#### DATA EXTRACT ####

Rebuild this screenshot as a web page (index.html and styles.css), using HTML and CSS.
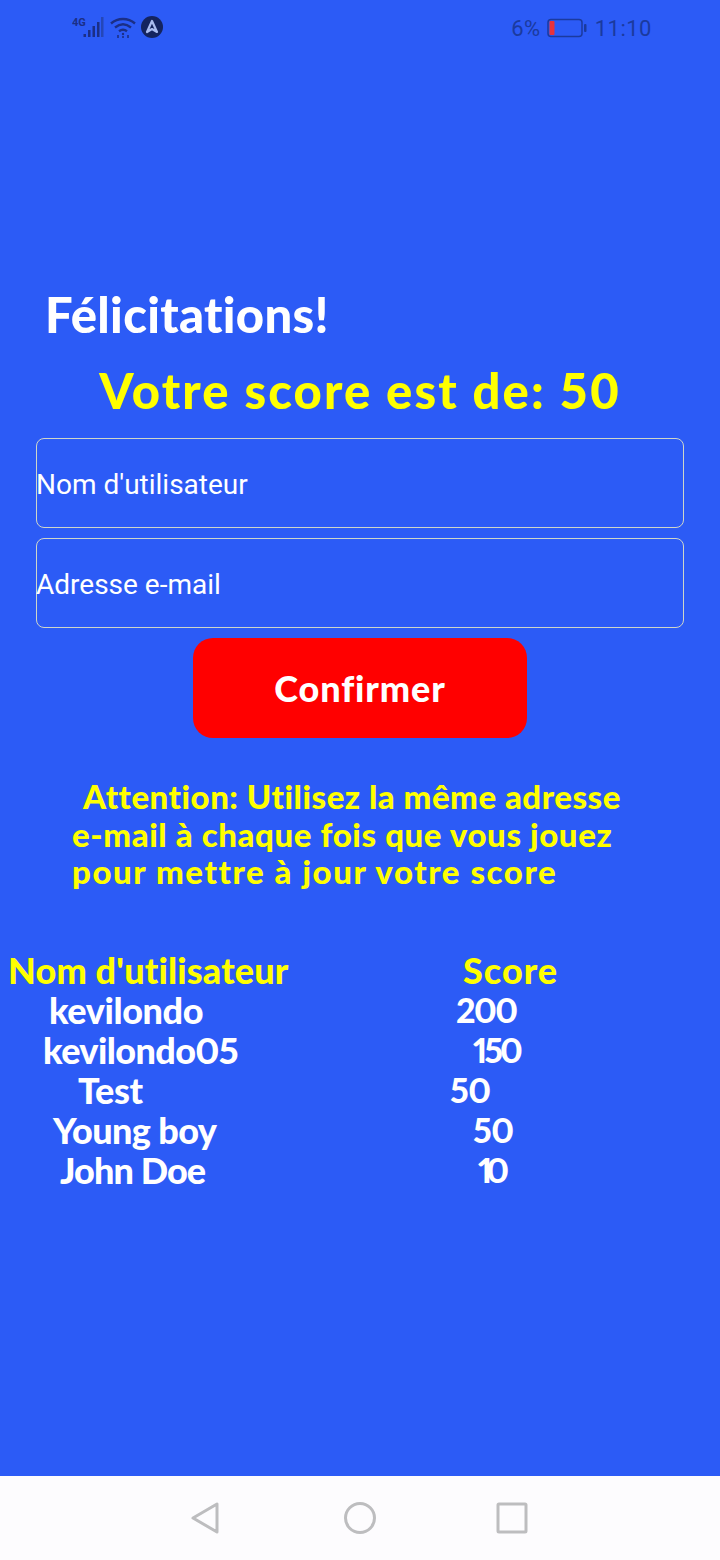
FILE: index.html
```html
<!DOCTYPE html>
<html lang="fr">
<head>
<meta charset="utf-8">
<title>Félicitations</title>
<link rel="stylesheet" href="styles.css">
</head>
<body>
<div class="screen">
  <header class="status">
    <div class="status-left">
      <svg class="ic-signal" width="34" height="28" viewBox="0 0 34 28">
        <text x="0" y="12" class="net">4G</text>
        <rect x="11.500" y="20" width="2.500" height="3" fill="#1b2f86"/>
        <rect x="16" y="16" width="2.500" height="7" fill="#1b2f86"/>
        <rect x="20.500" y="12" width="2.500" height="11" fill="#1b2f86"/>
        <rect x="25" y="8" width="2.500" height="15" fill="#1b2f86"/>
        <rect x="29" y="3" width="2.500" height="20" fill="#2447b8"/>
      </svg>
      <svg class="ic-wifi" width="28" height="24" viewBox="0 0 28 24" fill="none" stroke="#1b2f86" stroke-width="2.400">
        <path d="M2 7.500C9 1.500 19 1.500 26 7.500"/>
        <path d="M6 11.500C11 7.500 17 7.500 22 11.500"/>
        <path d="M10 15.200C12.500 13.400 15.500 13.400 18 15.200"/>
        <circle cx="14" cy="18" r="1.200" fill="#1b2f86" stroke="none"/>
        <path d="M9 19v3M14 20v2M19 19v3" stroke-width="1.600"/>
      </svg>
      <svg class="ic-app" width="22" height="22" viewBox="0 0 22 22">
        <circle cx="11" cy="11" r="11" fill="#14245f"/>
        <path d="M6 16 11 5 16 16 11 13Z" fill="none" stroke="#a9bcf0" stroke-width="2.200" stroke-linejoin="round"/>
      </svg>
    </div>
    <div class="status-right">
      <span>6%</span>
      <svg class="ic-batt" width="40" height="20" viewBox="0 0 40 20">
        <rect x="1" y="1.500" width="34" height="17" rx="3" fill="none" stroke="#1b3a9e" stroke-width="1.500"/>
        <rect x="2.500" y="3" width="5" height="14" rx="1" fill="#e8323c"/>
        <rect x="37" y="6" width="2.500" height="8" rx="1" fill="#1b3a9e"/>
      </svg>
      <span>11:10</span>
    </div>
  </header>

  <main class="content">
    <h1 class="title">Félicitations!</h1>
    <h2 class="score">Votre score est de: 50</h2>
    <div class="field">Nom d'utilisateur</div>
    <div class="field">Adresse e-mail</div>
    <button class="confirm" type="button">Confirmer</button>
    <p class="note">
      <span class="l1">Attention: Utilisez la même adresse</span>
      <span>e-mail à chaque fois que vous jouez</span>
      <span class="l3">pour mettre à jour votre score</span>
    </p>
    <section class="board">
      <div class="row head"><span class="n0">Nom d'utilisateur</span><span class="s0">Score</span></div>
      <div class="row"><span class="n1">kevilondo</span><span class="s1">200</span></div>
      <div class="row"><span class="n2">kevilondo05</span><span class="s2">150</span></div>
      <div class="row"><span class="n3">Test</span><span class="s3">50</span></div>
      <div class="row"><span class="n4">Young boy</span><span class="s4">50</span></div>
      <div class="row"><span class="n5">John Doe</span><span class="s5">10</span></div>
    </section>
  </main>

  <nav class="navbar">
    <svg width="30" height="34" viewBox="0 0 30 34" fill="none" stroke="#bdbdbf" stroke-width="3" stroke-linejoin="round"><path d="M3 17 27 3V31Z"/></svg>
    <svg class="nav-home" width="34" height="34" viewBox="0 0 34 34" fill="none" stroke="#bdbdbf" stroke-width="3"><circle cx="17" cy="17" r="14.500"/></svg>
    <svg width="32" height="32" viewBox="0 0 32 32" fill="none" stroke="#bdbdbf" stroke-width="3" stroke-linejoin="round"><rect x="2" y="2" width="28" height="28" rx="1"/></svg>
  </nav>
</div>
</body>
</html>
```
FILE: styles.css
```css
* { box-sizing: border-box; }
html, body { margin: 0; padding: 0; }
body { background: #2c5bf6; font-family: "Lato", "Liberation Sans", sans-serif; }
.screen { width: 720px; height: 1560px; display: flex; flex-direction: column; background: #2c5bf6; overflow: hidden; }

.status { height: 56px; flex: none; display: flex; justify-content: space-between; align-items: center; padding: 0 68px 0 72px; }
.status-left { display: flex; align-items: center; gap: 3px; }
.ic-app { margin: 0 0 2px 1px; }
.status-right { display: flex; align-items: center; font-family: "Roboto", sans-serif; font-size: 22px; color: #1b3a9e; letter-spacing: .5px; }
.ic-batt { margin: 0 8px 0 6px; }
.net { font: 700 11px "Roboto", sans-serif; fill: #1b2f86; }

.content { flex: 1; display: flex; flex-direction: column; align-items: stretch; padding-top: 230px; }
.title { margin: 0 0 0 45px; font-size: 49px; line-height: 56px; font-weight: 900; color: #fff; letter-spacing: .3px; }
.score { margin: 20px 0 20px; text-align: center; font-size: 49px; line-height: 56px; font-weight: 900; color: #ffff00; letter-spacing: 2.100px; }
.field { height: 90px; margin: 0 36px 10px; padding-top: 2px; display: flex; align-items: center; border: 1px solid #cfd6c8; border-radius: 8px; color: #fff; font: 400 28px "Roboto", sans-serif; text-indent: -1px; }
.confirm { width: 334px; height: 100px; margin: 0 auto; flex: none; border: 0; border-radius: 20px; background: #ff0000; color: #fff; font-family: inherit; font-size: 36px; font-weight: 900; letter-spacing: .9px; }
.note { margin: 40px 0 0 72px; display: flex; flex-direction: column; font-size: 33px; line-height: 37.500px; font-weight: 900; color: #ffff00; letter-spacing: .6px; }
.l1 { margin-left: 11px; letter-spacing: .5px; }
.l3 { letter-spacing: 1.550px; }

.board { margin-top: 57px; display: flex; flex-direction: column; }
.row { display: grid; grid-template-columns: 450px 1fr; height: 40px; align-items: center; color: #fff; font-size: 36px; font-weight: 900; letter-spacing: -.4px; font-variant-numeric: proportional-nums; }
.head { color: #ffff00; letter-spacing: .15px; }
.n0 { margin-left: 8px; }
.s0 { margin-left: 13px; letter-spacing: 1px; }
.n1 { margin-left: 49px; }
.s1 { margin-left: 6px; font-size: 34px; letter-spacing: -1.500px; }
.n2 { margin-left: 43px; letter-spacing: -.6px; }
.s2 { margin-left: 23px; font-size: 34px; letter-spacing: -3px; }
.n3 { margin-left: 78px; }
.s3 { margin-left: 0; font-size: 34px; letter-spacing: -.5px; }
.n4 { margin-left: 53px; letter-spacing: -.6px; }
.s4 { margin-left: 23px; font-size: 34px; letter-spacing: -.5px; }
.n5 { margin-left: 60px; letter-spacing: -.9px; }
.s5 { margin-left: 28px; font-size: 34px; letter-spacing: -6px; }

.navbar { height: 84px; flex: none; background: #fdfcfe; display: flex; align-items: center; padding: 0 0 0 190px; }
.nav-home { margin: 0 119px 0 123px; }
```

####

**GIVEN EXERCISE**
Quote the material word for word, dropping any images it holds.

**ANSWER TO THE EXERCISE**
Rebuild this screenshot as a web page (index.html and styles.css), using HTML and CSS.
FILE: index.html
```html
<!DOCTYPE html>
<html lang="fr">
<head>
<meta charset="utf-8">
<title>Félicitations</title>
<link rel="stylesheet" href="styles.css">
</head>
<body>
<div class="screen">
  <header class="status">
    <div class="status-left">
      <svg class="ic-signal" width="34" height="28" viewBox="0 0 34 28">
        <text x="0" y="12" class="net">4G</text>
        <rect x="11.500" y="20" width="2.500" height="3" fill="#1b2f86"/>
        <rect x="16" y="16" width="2.500" height="7" fill="#1b2f86"/>
        <rect x="20.500" y="12" width="2.500" height="11" fill="#1b2f86"/>
        <rect x="25" y="8" width="2.500" height="15" fill="#1b2f86"/>
        <rect x="29" y="3" width="2.500" height="20" fill="#2447b8"/>
      </svg>
      <svg class="ic-wifi" width="28" height="24" viewBox="0 0 28 24" fill="none" stroke="#1b2f86" stroke-width="2.400">
        <path d="M2 7.500C9 1.500 19 1.500 26 7.500"/>
        <path d="M6 11.500C11 7.500 17 7.500 22 11.500"/>
        <path d="M10 15.200C12.500 13.400 15.500 13.400 18 15.200"/>
        <circle cx="14" cy="18" r="1.200" fill="#1b2f86" stroke="none"/>
        <path d="M9 19v3M14 20v2M19 19v3" stroke-width="1.600"/>
      </svg>
      <svg class="ic-app" width="22" height="22" viewBox="0 0 22 22">
        <circle cx="11" cy="11" r="11" fill="#14245f"/>
        <path d="M6 16 11 5 16 16 11 13Z" fill="none" stroke="#a9bcf0" stroke-width="2.200" stroke-linejoin="round"/>
      </svg>
    </div>
    <div class="status-right">
      <span>6%</span>
      <svg class="ic-batt" width="40" height="20" viewBox="0 0 40 20">
        <rect x="1" y="1.500" width="34" height="17" rx="3" fill="none" stroke="#1b3a9e" stroke-width="1.500"/>
        <rect x="2.500" y="3" width="5" height="14" rx="1" fill="#e8323c"/>
        <rect x="37" y="6" width="2.500" height="8" rx="1" fill="#1b3a9e"/>
      </svg>
      <span>11:10</span>
    </div>
  </header>

  <main class="content">
    <h1 class="title">Félicitations!</h1>
    <h2 class="score">Votre score est de: 50</h2>
    <div class="field">Nom d'utilisateur</div>
    <div class="field">Adresse e-mail</div>
    <button class="confirm" type="button">Confirmer</button>
    <p class="note">
      <span class="l1">Attention: Utilisez la même adresse</span>
      <span>e-mail à chaque fois que vous jouez</span>
      <span class="l3">pour mettre à jour votre score</span>
    </p>
    <section class="board">
      <div class="row head"><span class="n0">Nom d'utilisateur</span><span class="s0">Score</span></div>
      <div class="row"><span class="n1">kevilondo</span><span class="s1">200</span></div>
      <div class="row"><span class="n2">kevilondo05</span><span class="s2">150</span></div>
      <div class="row"><span class="n3">Test</span><span class="s3">50</span></div>
      <div class="row"><span class="n4">Young boy</span><span class="s4">50</span></div>
      <div class="row"><span class="n5">John Doe</span><span class="s5">10</span></div>
    </section>
  </main>

  <nav class="navbar">
    <svg width="30" height="34" viewBox="0 0 30 34" fill="none" stroke="#bdbdbf" stroke-width="3" stroke-linejoin="round"><path d="M3 17 27 3V31Z"/></svg>
    <svg class="nav-home" width="34" height="34" viewBox="0 0 34 34" fill="none" stroke="#bdbdbf" stroke-width="3"><circle cx="17" cy="17" r="14.500"/></svg>
    <svg width="32" height="32" viewBox="0 0 32 32" fill="none" stroke="#bdbdbf" stroke-width="3" stroke-linejoin="round"><rect x="2" y="2" width="28" height="28" rx="1"/></svg>
  </nav>
</div>
</body>
</html>
```
FILE: styles.css
```css
* { box-sizing: border-box; }
html, body { margin: 0; padding: 0; }
body { background: #2c5bf6; font-family: "Lato", "Liberation Sans", sans-serif; }
.screen { width: 720px; height: 1560px; display: flex; flex-direction: column; background: #2c5bf6; overflow: hidden; }

.status { height: 56px; flex: none; display: flex; justify-content: space-between; align-items: center; padding: 0 68px 0 72px; }
.status-left { display: flex; align-items: center; gap: 3px; }
.ic-app { margin: 0 0 2px 1px; }
.status-right { display: flex; align-items: center; font-family: "Roboto", sans-serif; font-size: 22px; color: #1b3a9e; letter-spacing: .5px; }
.ic-batt { margin: 0 8px 0 6px; }
.net { font: 700 11px "Roboto", sans-serif; fill: #1b2f86; }

.content { flex: 1; display: flex; flex-direction: column; align-items: stretch; padding-top: 230px; }
.title { margin: 0 0 0 45px; font-size: 49px; line-height: 56px; font-weight: 900; color: #fff; letter-spacing: .3px; }
.score { margin: 20px 0 20px; text-align: center; font-size: 49px; line-height: 56px; font-weight: 900; color: #ffff00; letter-spacing: 2.100px; }
.field { height: 90px; margin: 0 36px 10px; padding-top: 2px; display: flex; align-items: center; border: 1px solid #cfd6c8; border-radius: 8px; color: #fff; font: 400 28px "Roboto", sans-serif; text-indent: -1px; }
.confirm { width: 334px; height: 100px; margin: 0 auto; flex: none; border: 0; border-radius: 20px; background: #ff0000; color: #fff; font-family: inherit; font-size: 36px; font-weight: 900; letter-spacing: .9px; }
.note { margin: 40px 0 0 72px; display: flex; flex-direction: column; font-size: 33px; line-height: 37.500px; font-weight: 900; color: #ffff00; letter-spacing: .6px; }
.l1 { margin-left: 11px; letter-spacing: .5px; }
.l3 { letter-spacing: 1.550px; }

.board { margin-top: 57px; display: flex; flex-direction: column; }
.row { display: grid; grid-template-columns: 450px 1fr; height: 40px; align-items: center; color: #fff; font-size: 36px; font-weight: 900; letter-spacing: -.4px; font-variant-numeric: proportional-nums; }
.head { color: #ffff00; letter-spacing: .15px; }
.n0 { margin-left: 8px; }
.s0 { margin-left: 13px; letter-spacing: 1px; }
.n1 { margin-left: 49px; }
.s1 { margin-left: 6px; font-size: 34px; letter-spacing: -1.500px; }
.n2 { margin-left: 43px; letter-spacing: -.6px; }
.s2 { margin-left: 23px; font-size: 34px; letter-spacing: -3px; }
.n3 { margin-left: 78px; }
.s3 { margin-left: 0; font-size: 34px; letter-spacing: -.5px; }
.n4 { margin-left: 53px; letter-spacing: -.6px; }
.s4 { margin-left: 23px; font-size: 34px; letter-spacing: -.5px; }
.n5 { margin-left: 60px; letter-spacing: -.9px; }
.s5 { margin-left: 28px; font-size: 34px; letter-spacing: -6px; }

.navbar { height: 84px; flex: none; background: #fdfcfe; display: flex; align-items: center; padding: 0 0 0 190px; }
.nav-home { margin: 0 119px 0 123px; }
```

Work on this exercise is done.